Below are some records; repeat them all exactly, minus the pictures.

::: Material provided :::

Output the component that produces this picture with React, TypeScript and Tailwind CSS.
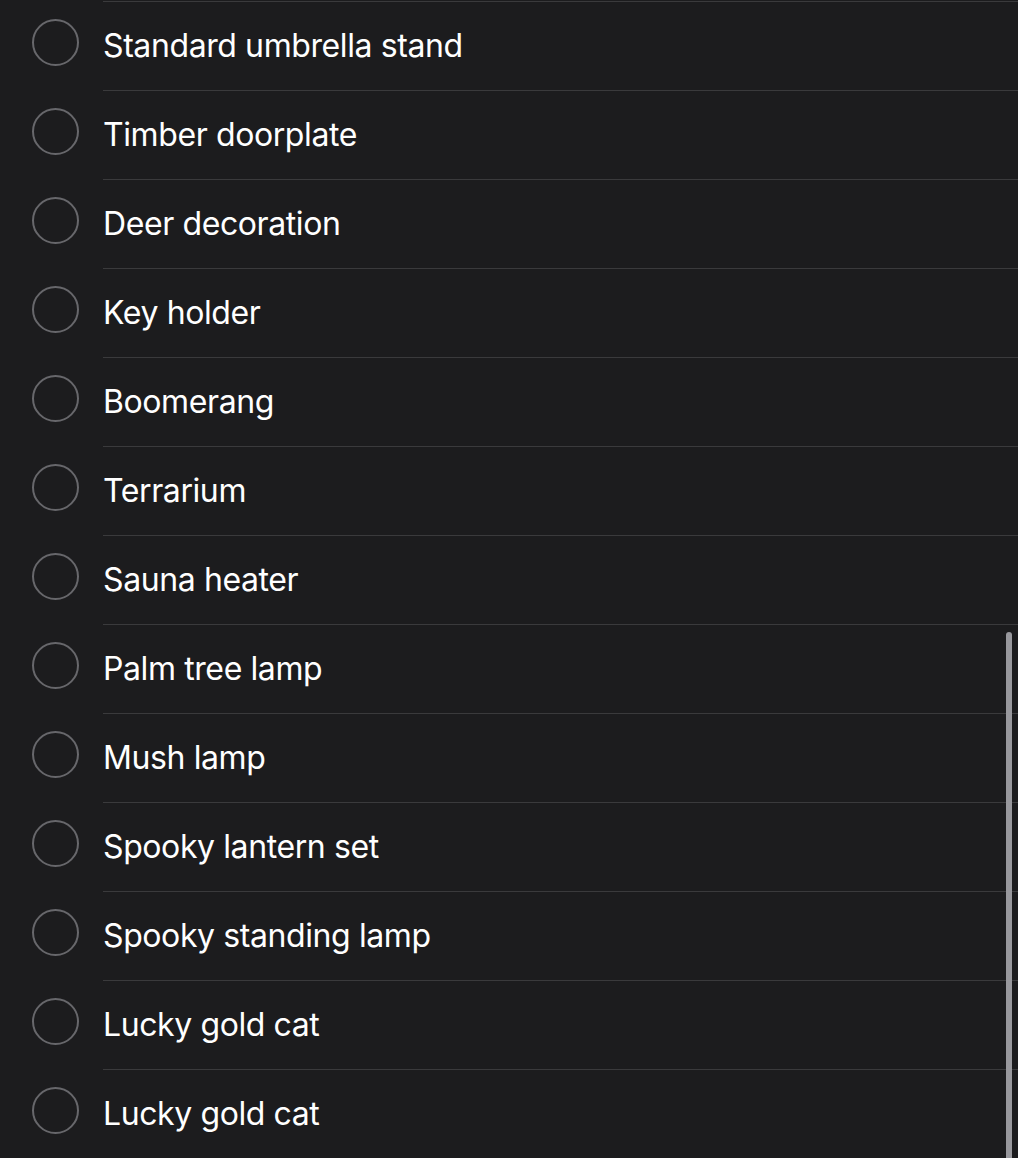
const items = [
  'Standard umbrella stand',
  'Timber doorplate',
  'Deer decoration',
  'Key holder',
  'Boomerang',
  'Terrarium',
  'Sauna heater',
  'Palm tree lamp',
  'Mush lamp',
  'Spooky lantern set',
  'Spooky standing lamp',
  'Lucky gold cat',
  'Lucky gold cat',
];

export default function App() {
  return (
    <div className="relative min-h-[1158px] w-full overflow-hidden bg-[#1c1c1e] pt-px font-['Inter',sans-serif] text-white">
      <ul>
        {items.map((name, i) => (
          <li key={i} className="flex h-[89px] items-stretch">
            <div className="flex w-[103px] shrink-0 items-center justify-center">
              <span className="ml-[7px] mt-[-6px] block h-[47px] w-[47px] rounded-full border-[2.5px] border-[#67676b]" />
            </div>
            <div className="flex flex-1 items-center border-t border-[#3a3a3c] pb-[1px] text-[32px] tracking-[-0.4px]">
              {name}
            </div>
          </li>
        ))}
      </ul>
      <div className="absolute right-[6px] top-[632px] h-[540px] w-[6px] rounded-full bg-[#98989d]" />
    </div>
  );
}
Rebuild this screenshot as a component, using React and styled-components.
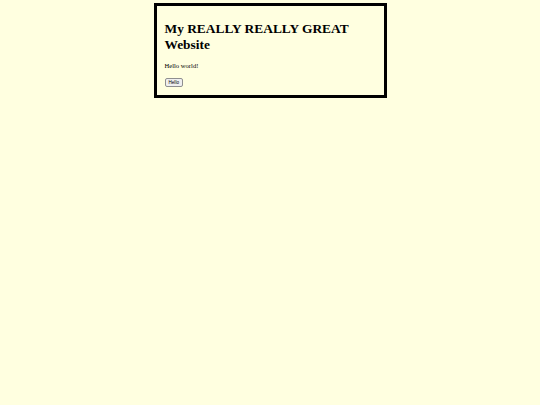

:::

(Answer in full):
Output the component that produces this picture with React, TypeScript and Tailwind CSS.
const items = [
  'Standard umbrella stand',
  'Timber doorplate',
  'Deer decoration',
  'Key holder',
  'Boomerang',
  'Terrarium',
  'Sauna heater',
  'Palm tree lamp',
  'Mush lamp',
  'Spooky lantern set',
  'Spooky standing lamp',
  'Lucky gold cat',
  'Lucky gold cat',
];

export default function App() {
  return (
    <div className="relative min-h-[1158px] w-full overflow-hidden bg-[#1c1c1e] pt-px font-['Inter',sans-serif] text-white">
      <ul>
        {items.map((name, i) => (
          <li key={i} className="flex h-[89px] items-stretch">
            <div className="flex w-[103px] shrink-0 items-center justify-center">
              <span className="ml-[7px] mt-[-6px] block h-[47px] w-[47px] rounded-full border-[2.5px] border-[#67676b]" />
            </div>
            <div className="flex flex-1 items-center border-t border-[#3a3a3c] pb-[1px] text-[32px] tracking-[-0.4px]">
              {name}
            </div>
          </li>
        ))}
      </ul>
      <div className="absolute right-[6px] top-[632px] h-[540px] w-[6px] rounded-full bg-[#98989d]" />
    </div>
  );
}
Rebuild this screenshot as a component, using React and styled-components.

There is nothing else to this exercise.